What are the benefits from America selecting Ethanol as an alternative fuel?
I always wonder who will read this information about ethanol and what the real truth and issues about mass producing ethanol will cost the American taxpayer, both short and long term. The American public needs to wake up and realize the race to produce ethanol as an alternate fuel will not be the quick answer, short or long term, and reduce America”s immediate dependency on foreign oil.
Folks, we are getting the royal green shaft on a technology that will pollute more, cost more and will not even make a dent in becoming an alternative fuel to gasoline. Does ethanol really help? What will ethanol do to the cost of food? Will ethanol cause food shortages? What will happen to an automobile that burns ethanol or E85 and the car’s engine is not a flex fuel engine?
This information on ethanol has been around for a while but is the average American who needs to know the truth taking time to read this information and discover the inconvenient truth about ethanol.
Will ethanol make a good substitute for gasoline?

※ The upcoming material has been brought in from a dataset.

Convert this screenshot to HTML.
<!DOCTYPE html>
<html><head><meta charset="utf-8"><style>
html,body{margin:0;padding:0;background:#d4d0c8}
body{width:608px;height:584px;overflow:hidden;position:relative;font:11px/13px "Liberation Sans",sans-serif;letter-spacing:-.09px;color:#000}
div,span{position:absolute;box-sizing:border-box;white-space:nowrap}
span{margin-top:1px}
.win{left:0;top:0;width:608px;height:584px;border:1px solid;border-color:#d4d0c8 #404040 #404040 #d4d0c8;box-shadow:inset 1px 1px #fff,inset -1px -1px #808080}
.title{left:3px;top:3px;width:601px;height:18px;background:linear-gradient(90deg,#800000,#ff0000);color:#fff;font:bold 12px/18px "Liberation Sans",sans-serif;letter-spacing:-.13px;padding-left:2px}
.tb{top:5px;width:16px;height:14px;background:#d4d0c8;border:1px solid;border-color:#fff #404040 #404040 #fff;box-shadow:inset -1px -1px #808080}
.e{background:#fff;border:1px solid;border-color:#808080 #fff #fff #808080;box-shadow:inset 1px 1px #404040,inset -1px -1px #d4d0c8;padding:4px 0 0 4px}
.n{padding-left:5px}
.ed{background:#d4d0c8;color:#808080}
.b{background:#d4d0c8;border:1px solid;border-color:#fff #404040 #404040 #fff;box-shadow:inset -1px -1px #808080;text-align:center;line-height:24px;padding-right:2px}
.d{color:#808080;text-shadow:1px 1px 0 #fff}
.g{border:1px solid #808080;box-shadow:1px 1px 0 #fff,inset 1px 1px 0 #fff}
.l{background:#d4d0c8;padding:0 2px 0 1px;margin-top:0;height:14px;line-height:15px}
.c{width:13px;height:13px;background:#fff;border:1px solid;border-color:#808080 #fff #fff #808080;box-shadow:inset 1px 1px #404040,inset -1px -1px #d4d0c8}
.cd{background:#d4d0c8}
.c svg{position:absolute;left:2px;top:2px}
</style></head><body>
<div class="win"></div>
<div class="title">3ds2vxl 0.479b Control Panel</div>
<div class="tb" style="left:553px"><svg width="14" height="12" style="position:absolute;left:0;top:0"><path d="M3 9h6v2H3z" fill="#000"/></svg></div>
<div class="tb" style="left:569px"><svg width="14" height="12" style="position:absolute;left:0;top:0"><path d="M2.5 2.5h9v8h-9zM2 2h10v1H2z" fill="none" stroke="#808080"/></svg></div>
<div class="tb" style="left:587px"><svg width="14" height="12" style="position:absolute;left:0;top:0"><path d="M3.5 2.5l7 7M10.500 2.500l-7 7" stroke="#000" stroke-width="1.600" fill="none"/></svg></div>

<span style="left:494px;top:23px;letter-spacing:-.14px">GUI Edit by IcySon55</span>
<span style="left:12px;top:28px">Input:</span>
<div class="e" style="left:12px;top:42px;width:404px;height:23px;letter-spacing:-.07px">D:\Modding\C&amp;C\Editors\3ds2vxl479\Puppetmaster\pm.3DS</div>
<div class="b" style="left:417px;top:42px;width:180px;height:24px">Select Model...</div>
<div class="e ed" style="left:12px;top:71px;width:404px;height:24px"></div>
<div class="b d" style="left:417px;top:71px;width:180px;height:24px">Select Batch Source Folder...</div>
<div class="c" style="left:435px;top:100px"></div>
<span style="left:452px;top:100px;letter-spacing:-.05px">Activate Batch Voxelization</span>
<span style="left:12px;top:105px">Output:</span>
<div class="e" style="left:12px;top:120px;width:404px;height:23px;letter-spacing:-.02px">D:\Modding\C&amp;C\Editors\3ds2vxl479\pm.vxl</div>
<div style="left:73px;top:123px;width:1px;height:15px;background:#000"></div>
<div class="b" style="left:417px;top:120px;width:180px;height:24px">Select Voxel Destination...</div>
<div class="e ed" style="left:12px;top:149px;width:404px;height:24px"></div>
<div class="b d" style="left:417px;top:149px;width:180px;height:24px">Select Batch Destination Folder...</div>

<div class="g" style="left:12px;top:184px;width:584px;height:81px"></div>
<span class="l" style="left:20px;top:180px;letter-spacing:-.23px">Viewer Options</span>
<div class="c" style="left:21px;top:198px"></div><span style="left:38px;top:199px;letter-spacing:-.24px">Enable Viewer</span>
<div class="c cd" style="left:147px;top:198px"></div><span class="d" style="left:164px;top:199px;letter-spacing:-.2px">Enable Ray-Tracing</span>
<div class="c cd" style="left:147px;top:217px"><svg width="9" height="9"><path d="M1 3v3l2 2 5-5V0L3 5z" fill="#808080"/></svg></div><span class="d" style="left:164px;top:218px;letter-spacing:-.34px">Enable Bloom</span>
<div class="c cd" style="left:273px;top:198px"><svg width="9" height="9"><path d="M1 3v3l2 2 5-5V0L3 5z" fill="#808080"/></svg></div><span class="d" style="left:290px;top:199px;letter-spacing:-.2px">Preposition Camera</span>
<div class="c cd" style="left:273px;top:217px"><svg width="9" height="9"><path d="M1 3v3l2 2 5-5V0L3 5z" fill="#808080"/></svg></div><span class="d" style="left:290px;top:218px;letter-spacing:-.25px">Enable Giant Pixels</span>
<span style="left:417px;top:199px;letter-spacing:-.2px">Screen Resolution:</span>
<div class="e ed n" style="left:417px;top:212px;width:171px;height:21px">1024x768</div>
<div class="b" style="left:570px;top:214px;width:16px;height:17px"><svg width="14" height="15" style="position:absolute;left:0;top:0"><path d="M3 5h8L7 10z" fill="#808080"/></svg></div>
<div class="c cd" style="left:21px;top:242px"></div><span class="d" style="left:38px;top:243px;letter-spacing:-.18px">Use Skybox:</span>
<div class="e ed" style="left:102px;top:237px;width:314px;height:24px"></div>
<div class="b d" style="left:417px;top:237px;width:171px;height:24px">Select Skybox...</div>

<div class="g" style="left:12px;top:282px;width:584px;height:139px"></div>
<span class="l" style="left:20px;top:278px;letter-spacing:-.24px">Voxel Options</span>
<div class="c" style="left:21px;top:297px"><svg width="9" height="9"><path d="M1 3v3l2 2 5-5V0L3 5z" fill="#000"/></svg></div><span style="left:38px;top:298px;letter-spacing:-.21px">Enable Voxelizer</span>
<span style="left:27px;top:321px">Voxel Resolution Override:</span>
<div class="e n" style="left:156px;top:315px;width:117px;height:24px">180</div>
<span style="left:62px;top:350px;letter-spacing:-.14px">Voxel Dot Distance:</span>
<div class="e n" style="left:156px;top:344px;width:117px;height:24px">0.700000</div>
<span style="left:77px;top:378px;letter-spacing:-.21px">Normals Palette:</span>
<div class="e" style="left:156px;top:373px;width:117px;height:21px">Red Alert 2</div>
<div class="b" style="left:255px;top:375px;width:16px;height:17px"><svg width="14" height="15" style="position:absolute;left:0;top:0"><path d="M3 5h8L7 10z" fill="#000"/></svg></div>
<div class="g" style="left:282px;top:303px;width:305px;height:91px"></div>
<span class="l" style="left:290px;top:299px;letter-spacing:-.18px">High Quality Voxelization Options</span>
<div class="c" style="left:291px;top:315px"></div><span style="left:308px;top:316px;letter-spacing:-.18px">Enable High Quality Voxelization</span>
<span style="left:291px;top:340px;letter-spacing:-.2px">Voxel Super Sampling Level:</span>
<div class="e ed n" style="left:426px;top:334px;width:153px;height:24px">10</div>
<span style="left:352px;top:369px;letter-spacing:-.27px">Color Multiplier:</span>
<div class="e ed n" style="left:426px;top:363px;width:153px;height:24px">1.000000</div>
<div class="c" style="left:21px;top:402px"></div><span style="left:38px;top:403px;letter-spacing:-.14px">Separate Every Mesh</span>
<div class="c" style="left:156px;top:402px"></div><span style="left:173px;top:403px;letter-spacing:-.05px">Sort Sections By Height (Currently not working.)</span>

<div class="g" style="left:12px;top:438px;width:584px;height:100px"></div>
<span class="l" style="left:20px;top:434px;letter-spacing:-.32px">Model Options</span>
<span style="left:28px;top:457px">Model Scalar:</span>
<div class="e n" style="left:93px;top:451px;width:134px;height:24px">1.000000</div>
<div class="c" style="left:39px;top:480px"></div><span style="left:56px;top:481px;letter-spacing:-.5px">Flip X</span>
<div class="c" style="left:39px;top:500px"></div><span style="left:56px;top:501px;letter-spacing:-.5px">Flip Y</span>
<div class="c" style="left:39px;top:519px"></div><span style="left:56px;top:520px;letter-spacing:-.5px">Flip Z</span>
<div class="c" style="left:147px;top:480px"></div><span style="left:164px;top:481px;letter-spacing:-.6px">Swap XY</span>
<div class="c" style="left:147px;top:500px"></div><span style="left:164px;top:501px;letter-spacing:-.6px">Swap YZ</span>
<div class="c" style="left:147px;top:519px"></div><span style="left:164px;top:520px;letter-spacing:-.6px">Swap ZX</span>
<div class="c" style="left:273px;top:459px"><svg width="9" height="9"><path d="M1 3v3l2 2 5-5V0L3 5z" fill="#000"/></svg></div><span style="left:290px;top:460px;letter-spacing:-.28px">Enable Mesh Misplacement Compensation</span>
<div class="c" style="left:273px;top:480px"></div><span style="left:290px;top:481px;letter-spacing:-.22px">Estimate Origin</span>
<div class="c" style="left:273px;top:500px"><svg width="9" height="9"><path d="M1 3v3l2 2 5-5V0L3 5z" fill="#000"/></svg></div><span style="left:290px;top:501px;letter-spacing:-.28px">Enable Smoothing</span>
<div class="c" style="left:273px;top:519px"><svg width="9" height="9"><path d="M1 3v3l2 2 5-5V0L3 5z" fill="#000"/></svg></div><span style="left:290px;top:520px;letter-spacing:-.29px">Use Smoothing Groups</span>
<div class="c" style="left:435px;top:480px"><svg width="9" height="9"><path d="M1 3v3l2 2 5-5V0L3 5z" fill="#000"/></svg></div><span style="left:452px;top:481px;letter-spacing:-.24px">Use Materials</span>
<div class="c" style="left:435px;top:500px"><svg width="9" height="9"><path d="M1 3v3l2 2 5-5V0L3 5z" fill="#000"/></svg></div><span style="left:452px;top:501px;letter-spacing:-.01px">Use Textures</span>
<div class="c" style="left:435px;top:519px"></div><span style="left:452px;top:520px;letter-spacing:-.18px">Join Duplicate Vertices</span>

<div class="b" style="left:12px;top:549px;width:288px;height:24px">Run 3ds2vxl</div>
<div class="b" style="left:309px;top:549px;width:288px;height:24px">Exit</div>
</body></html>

“But as a gasoline substitute, ethanol has big problems: Its energy density is one-third less than gasoline, which means you have to burn more of it to get the same amount of power. It also has a nasty tendency to absorb water, so it can’t be transported in existing pipelines and must be distributed by truck or rail, which is tremendously inefficient.”
“Ethanol production in the United States does not benefit the nation’s energy security, its agriculture, the economy, or the environment,” according to the study by Cornell’s David Pimentel and Berkeley’s Tad Patzek. They conclude the country would be better off investing in solar, wind and hydrogen energy.”
“The researchers included such factors as the energy used in producing the crop, costs that were not used in other studies that supported ethanol production, said Pimentel.
The study also omitted $3 billion in state and federal government subsidies that go toward ethanol production in the United States each year, payments that mask the true costs, Pimentel said.”
Without the government paying a substantial kickback ( our federal government calls this a subsidy) and (guess who is paying for the kickback?), ethanol would have low consideration as an alternative fuel for gasoline.
“Another misconception is that ethanol is green. In fact, corn production depends on huge amounts of fossil fuel — not just the diesel needed to plow fields and transport crops, but also the vast quantities of natural gas used to produce fertilizers. Runoff from industrial-scale cornfields also silts up the Mississippi River and creates a vast dead zone in the Gulf of Mexico every summer. What’s more, when corn ethanol is burned in vehicles, it is as dirty as conventional gasoline and does little to solve global warming: E85 reduces carbon dioxide emissions by a modest fifteen percent at best, while fueling the destruction of tropical forests.
Thanks in large part to the ethanol craze, the price of beef, poultry and pork in the United States rose more than three percent during the first five months of last year. In some parts of the country, hog farmers now find it cheaper to fatten their animals on trail mix, French fries and chocolate bars. And since America provides two-thirds of all global corn exports, the impact is being felt around the world. In Mexico, tortilla prices have jumped sixty percent, leading to food riots. In Europe, butter prices have spiked forty percent, and pork prices in China are up twenty percent. By 2025, according to Runge and Senauer, rising food prices caused by the demand for ethanol and other biofuels could cause as many as 600 million more people to go hungry worldwide. (These are figures from last year and the figures for increased food prices are going to be much higher in 2008).
In the end, the ethanol boom is another manifestation of America’s blind faith that technology will solve all our problems. Thirty years ago, nuclear power was the answer. Then it was hydrogen. Biofuels may work out better, especially if mandates are coupled with tough caps on greenhouse-gas emissions. Still, biofuels are, at best, a huge gamble. They may help cushion the fall when cheap oil vanishes, but if we rely on ethanol to save the day, we could soon find ourselves forced to make a choice between feeding our SUVs and feeding children in the Third World. And we all know how that decision will go.”